I'll get the hang of this blogging thing eventually...
Now is the time that everyone is going off to university, except some people who will be going in a couple of years.
I worry, you know, I worry a lot about this. Up to now schooling has been more or less compulsory. We've been effectively forced to go. This means we can hate it and console ourselves by saying "one day, I'll get out of this, and things will be better" and really believe it.
When we move on to post eighteen, we are making--very definitely--our own choices. This can be good, but it can also be bad. If someone takes business computing and doesn't like it, they don't rationalise it by saying "one day, I'll not have to do business computing any-more" they say "this is what life is like", or "the money's worth it", or "I don't know what else to do", or "Eh... it'll get better".

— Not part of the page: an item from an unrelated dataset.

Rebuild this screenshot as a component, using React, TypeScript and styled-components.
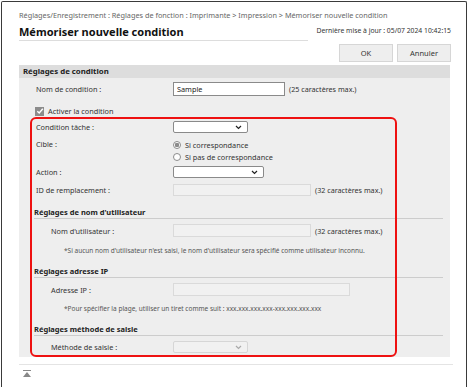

This means that people, especially more passive people, are effectively choosing the path for the rest of their lives. People who choose business computing now will probably be spending a considerable amount of their lives filling in spreadsheets or writing macros for Microsoft Office. And the scary thing is, the universities are in on it too. You pick up a few prospecti and you'll see people touting links with business and placement schemes. The World Of Work starts wrapping its tendrils around you from probably the second year.
To me, right now, nearly all the people I know are all beautiful. These are people who have not 'specialised', who still get big chunks of holidays in which they have their own time, who still have hours after school in which to pursue their own interests, people--above all--who are not owned.

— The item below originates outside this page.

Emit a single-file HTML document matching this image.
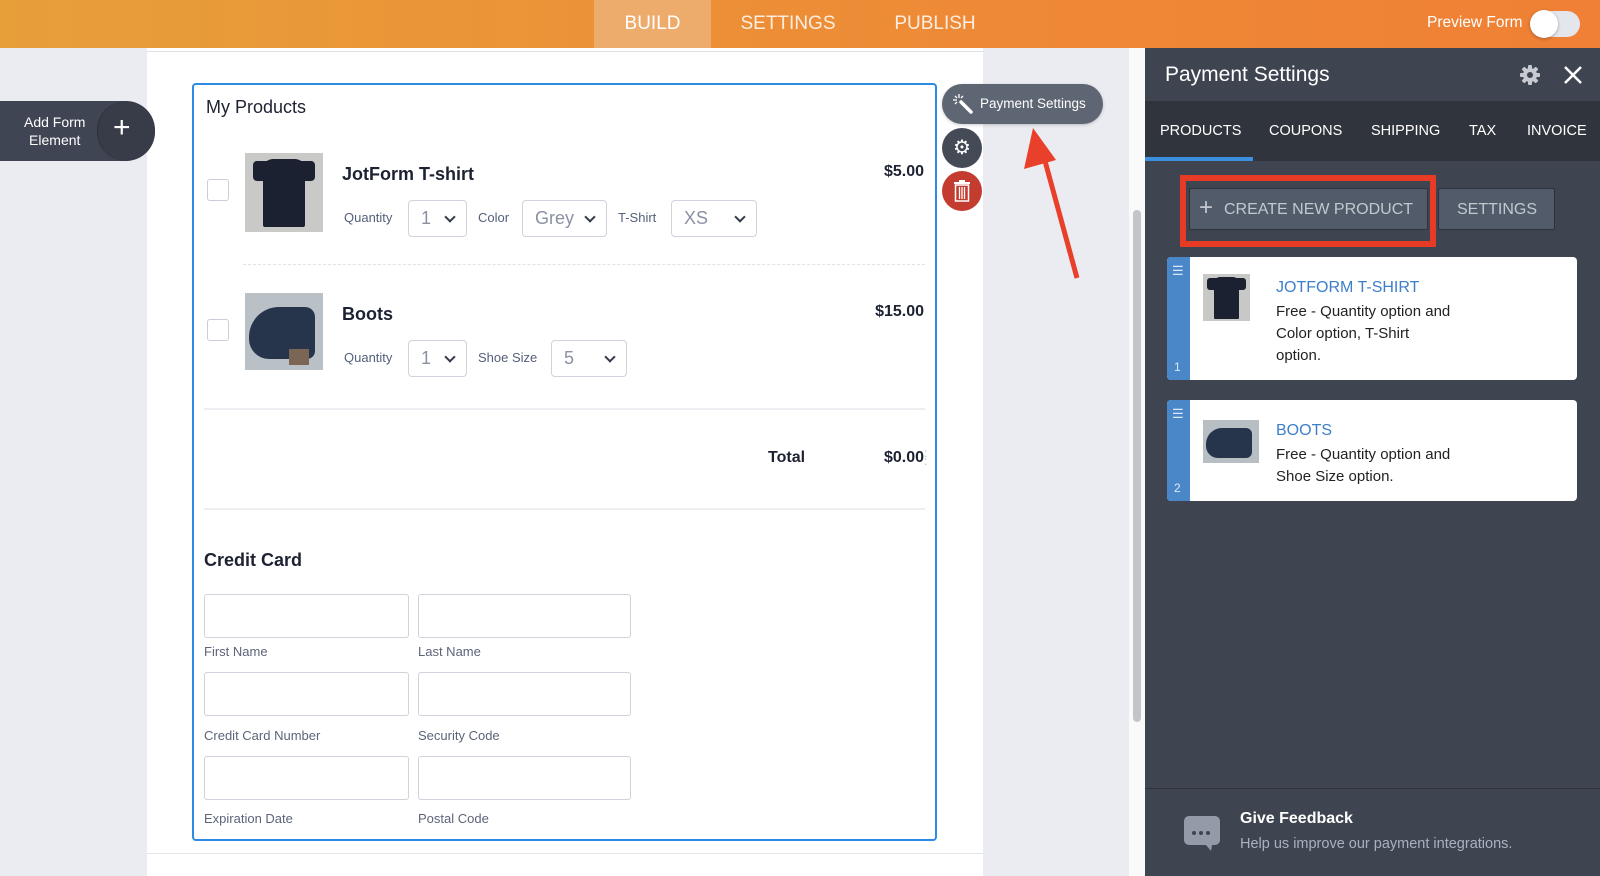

The thought of these people becoming drones terrifies, angers, and physically sickens me.
Sure, they'll get married, go out a couple nights a week for drinks, go play golf with workmates, but is this really the life for an individual? Or is it a cage?
And I see it happening already. I'm losing people. Spontaneity is draining out of people, and they're getting 'rewarded' for it, for 'growing up'. I have a friend, a good few years into work, who recently spent probably around a month in solid overtime mode, working on weekends, etc. He won bread, sure enough, but he neglected his boyfriend in more ways than one, in my opinion, and... most of all... put his work before people. He's one of the biggest reasons I want to succeed in my plans, just to prove him wrong in what it is clear he believes: that I'm being naive. I can't wait for it. There's a bit of spite there, I'll admit.

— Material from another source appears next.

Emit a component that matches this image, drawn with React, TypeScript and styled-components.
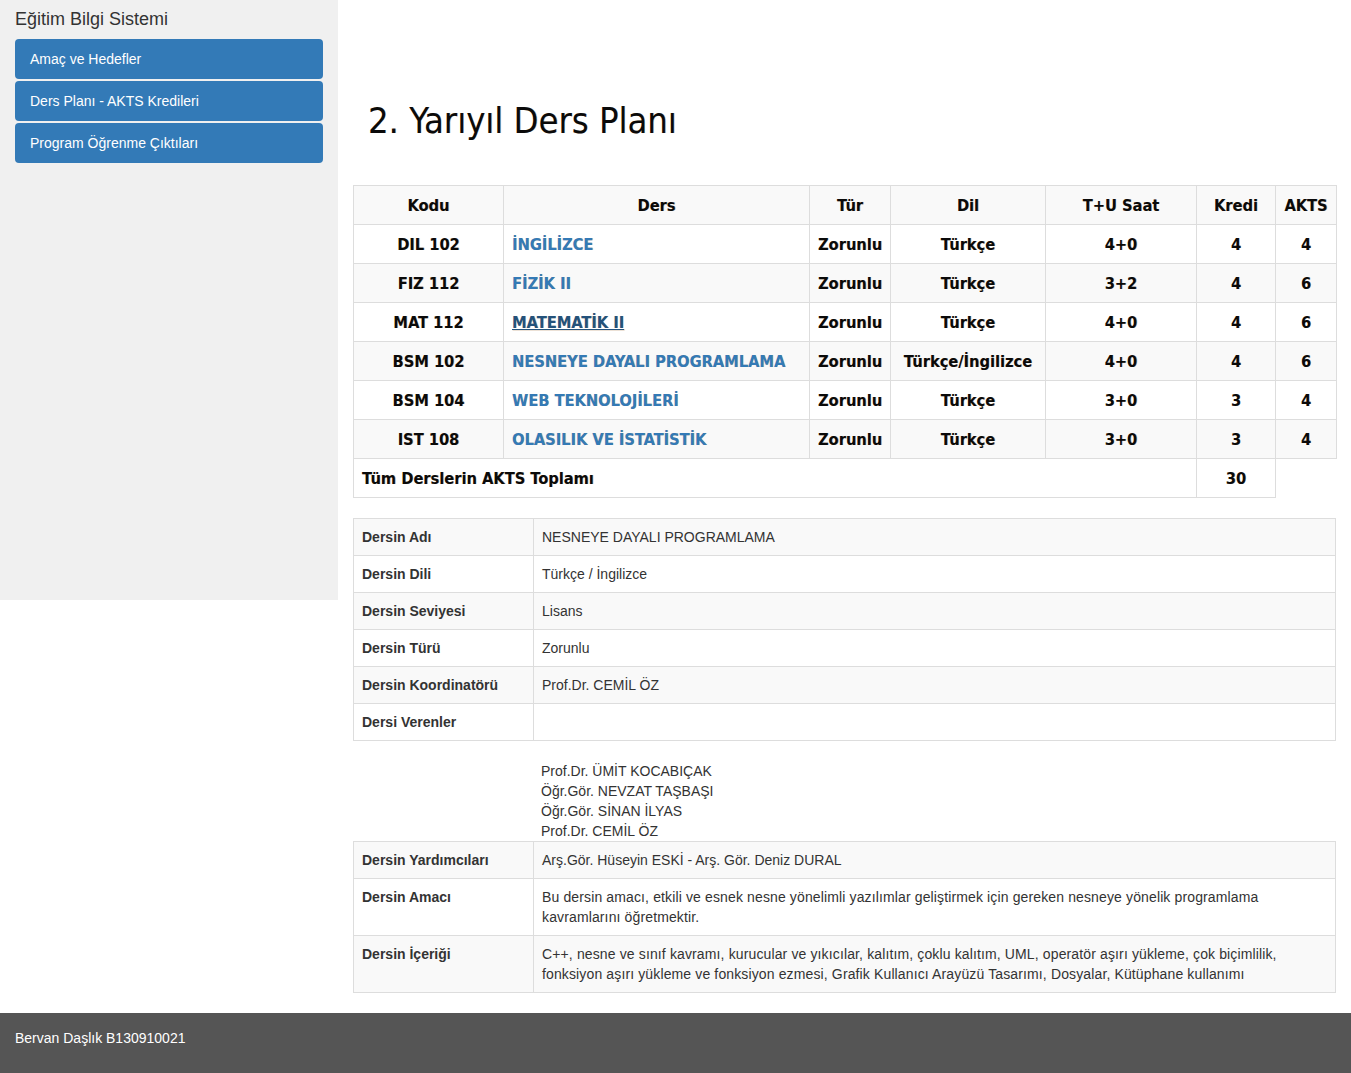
import React from "react";
import styled, { createGlobalStyle } from "styled-components";

const GlobalStyle = createGlobalStyle`
  html, body { margin: 0; padding: 0; background: #fff; }
  body {
    font-family: "Liberation Sans", Arial, sans-serif;
    font-size: 14px;
    color: #333;
  }
  * { box-sizing: border-box; }
`;

const Page = styled.div`
  display: flex;
  flex-direction: column;
  min-height: 1073px;
`;

const Body = styled.div`
  display: flex;
  align-items: flex-start;
  flex: 1;
`;

const Sidebar = styled.aside`
  width: 338px;
  height: 600px;
  flex-shrink: 0;
  background: #f0f0f0;
  padding: 9px 15px 0 15px;
`;

const SideTitle = styled.div`
  font-size: 18px;
  line-height: 20px;
  color: #333;
  margin-bottom: 10px;
`;

const NavList = styled.nav`
  display: flex;
  flex-direction: column;
  gap: 2px;
`;

const NavButton = styled.a`
  display: flex;
  align-items: center;
  height: 40px;
  padding-left: 15px;
  background: #337ab7;
  border-radius: 4px;
  color: #fff;
  font-size: 14px;
  text-decoration: none;
`;

const Main = styled.main`
  flex: 1;
  padding: 0 15px;
`;

const Heading = styled.h1`
  margin: 0;
  padding: 99px 0 0 15px;
  height: 185px;
  font-family: "DejaVu Sans Condensed", "DejaVu Sans", sans-serif;
  font-weight: normal;
  font-size: 36px;
  line-height: 44px;
  color: #0a0a0a;
  text-shadow: 0.6px 0.4px 0.3px rgba(140, 70, 0, 0.35);
`;

const PlanTable = styled.table`
  width: 983px;
  border-collapse: collapse;
  table-layout: fixed;
  font-family: "DejaVu Sans Condensed", "DejaVu Sans", sans-serif;
  font-weight: bold;
  font-size: 16.3px;
  color: #0a0a0a;
  text-shadow: 0.6px 0.4px 0.3px rgba(140, 70, 0, 0.4);
`;

const PlanRow = styled.tr<{ $shade?: boolean }>`
  background: ${(p) => (p.$shade ? "#f9f9f9" : "#fff")};
`;

const PlanCell = styled.td<{ $align?: "left" | "center" }>`
  border: 1px solid #ddd;
  height: 39px;
  padding: 0 8px;
  text-align: ${(p) => p.$align ?? "center"};
  vertical-align: middle;
  white-space: nowrap;
`;

const CourseLink = styled.a<{ $active?: boolean }>`
  color: ${(p) => (p.$active ? "#23527c" : "#337ab7")};
  text-decoration: ${(p) => (p.$active ? "underline" : "none")};
`;

const DetailTable = styled.table`
  width: 983px;
  border-collapse: collapse;
  table-layout: fixed;
  font-size: 14px;
  color: #333;
`;

const DetailRow = styled.tr<{ $shade?: boolean }>`
  background: ${(p) => (p.$shade ? "#f9f9f9" : "#fff")};
`;

const DetailLabel = styled.td`
  width: 180px;
  border: 1px solid #ddd;
  padding: 8px;
  line-height: 20px;
  font-weight: bold;
  vertical-align: top;
`;

const DetailValue = styled.td<{ $prose?: boolean }>`
  border: 1px solid #ddd;
  padding: 8px;
  line-height: 20px;
  vertical-align: top;
  letter-spacing: ${(p) => (p.$prose ? "0.13px" : "0")};
`;

const Spacer = styled.div`
  height: 20px;
`;

const Instructors = styled.div`
  margin-top: 20px;
  padding-left: 188px;
  line-height: 20px;
  font-size: 14px;
  color: #333;
`;

const Footer = styled.footer`
  margin-top: 20px;
  height: 60px;
  background: #555;
  color: #fff;
  padding: 15px 0 0 15px;
  line-height: 20px;
  font-size: 14px;
`;

type Course = {
  code: string;
  name: string;
  type: string;
  lang: string;
  hours: string;
  credit: string;
  akts: string;
  active?: boolean;
};

const courses: Course[] = [
  { code: "DIL 102", name: "İNGİLİZCE", type: "Zorunlu", lang: "Türkçe", hours: "4+0", credit: "4", akts: "4" },
  { code: "FIZ 112", name: "FİZİK II", type: "Zorunlu", lang: "Türkçe", hours: "3+2", credit: "4", akts: "6" },
  { code: "MAT 112", name: "MATEMATİK II", type: "Zorunlu", lang: "Türkçe", hours: "4+0", credit: "4", akts: "6", active: true },
  { code: "BSM 102", name: "NESNEYE DAYALI PROGRAMLAMA", type: "Zorunlu", lang: "Türkçe/İngilizce", hours: "4+0", credit: "4", akts: "6" },
  { code: "BSM 104", name: "WEB TEKNOLOJİLERİ", type: "Zorunlu", lang: "Türkçe", hours: "3+0", credit: "3", akts: "4" },
  { code: "IST 108", name: "OLASILIK VE İSTATİSTİK", type: "Zorunlu", lang: "Türkçe", hours: "3+0", credit: "3", akts: "4" },
];

const details1: [string, string][] = [
  ["Dersin Adı", "NESNEYE DAYALI PROGRAMLAMA"],
  ["Dersin Dili", "Türkçe / İngilizce"],
  ["Dersin Seviyesi", "Lisans"],
  ["Dersin Türü", "Zorunlu"],
  ["Dersin Koordinatörü", "Prof.Dr. CEMİL ÖZ"],
  ["Dersi Verenler", ""],
];

const details2: [string, string, boolean][] = [
  ["Dersin Yardımcıları", "Arş.Gör. Hüseyin ESKİ - Arş. Gör. Deniz DURAL", false],
  [
    "Dersin Amacı",
    "Bu dersin amacı, etkili ve esnek nesne yönelimli yazılımlar geliştirmek için gereken nesneye yönelik programlama kavramlarını öğretmektir.",
    true,
  ],
  [
    "Dersin İçeriği",
    "C++, nesne ve sınıf kavramı, kurucular ve yıkıcılar, kalıtım, çoklu kalıtım, UML, operatör aşırı yükleme, çok biçimlilik, fonksiyon aşırı yükleme ve fonksiyon ezmesi, Grafik Kullanıcı Arayüzü Tasarımı, Dosyalar, Kütüphane kullanımı",
    true,
  ],
];

const instructors = [
  "Prof.Dr. ÜMİT KOCABIÇAK",
  "Öğr.Gör. NEVZAT TAŞBAŞI",
  "Öğr.Gör. SİNAN İLYAS",
  "Prof.Dr. CEMİL ÖZ",
];

export default function App() {
  return (
    <Page>
      <GlobalStyle />
      <Body>
        <Sidebar>
          <SideTitle>Eğitim Bilgi Sistemi</SideTitle>
          <NavList>
            <NavButton href="#">Amaç ve Hedefler</NavButton>
            <NavButton href="#">Ders Planı - AKTS Kredileri</NavButton>
            <NavButton href="#">Program Öğrenme Çıktıları</NavButton>
          </NavList>
        </Sidebar>
        <Main>
          <Heading>2. Yarıyıl Ders Planı</Heading>
          <PlanTable>
            <colgroup>
              <col style={{ width: 150 }} />
              <col style={{ width: 306 }} />
              <col style={{ width: 81 }} />
              <col style={{ width: 155 }} />
              <col style={{ width: 151 }} />
              <col style={{ width: 79 }} />
              <col style={{ width: 61 }} />
            </colgroup>
            <tbody>
              <PlanRow $shade>
                <PlanCell>Kodu</PlanCell>
                <PlanCell>Ders</PlanCell>
                <PlanCell>Tür</PlanCell>
                <PlanCell>Dil</PlanCell>
                <PlanCell>T+U Saat</PlanCell>
                <PlanCell>Kredi</PlanCell>
                <PlanCell>AKTS</PlanCell>
              </PlanRow>
              {courses.map((c, i) => (
                <PlanRow key={c.code} $shade={i % 2 === 1}>
                  <PlanCell>{c.code}</PlanCell>
                  <PlanCell $align="left">
                    <CourseLink href="#" $active={c.active}>
                      {c.name}
                    </CourseLink>
                  </PlanCell>
                  <PlanCell>{c.type}</PlanCell>
                  <PlanCell>{c.lang}</PlanCell>
                  <PlanCell>{c.hours}</PlanCell>
                  <PlanCell>{c.credit}</PlanCell>
                  <PlanCell>{c.akts}</PlanCell>
                </PlanRow>
              ))}
              <PlanRow>
                <PlanCell $align="left" colSpan={5}>
                  Tüm Derslerin AKTS Toplamı
                </PlanCell>
                <PlanCell>30</PlanCell>
              </PlanRow>
            </tbody>
          </PlanTable>
          <Spacer />
          <DetailTable>
            <tbody>
              {details1.map(([k, v], i) => (
                <DetailRow key={k} $shade={i % 2 === 0}>
                  <DetailLabel>{k}</DetailLabel>
                  <DetailValue>{v}</DetailValue>
                </DetailRow>
              ))}
            </tbody>
          </DetailTable>
          <Instructors>
            {instructors.map((n) => (
              <div key={n}>{n}</div>
            ))}
          </Instructors>
          <DetailTable>
            <tbody>
              {details2.map(([k, v, prose], i) => (
                <DetailRow key={k} $shade={i % 2 === 0}>
                  <DetailLabel>{k}</DetailLabel>
                  <DetailValue $prose={prose}>{v}</DetailValue>
                </DetailRow>
              ))}
            </tbody>
          </DetailTable>
        </Main>
      </Body>
      <Footer>Bervan Daşlık B130910021</Footer>
    </Page>
  );
}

So, the race is on to try to nudge people in ways I think will put them on less closed paths. Ones that, as mine, have the career prospects of a limp tangerine. Liberal arts courses are the obvious ones, though anything is better than something with 'business' or a synonym in the title.
At the same time... I don't want to unduely influence someone. I try to be transparant and explain my thinking to people rather than telling them to do things (though telling people never gets anywhere anyway), recommend them books and things, deconstruct things like the joys of working life, etc, but I still feel guilty about it sometimes... what if I'm wrong? What if I lead people into poverty or such? I'm trying to live by example, but this is all new to me too.
But when it comes down to it, I know it's more than I'm worth to stand by and watch people lose themselves and become Standardised. I know before long, five or ten years, most of my generation will be locked up in offices. There will be people who will never realise what they could be.
And that, more than anything else, is what kills me.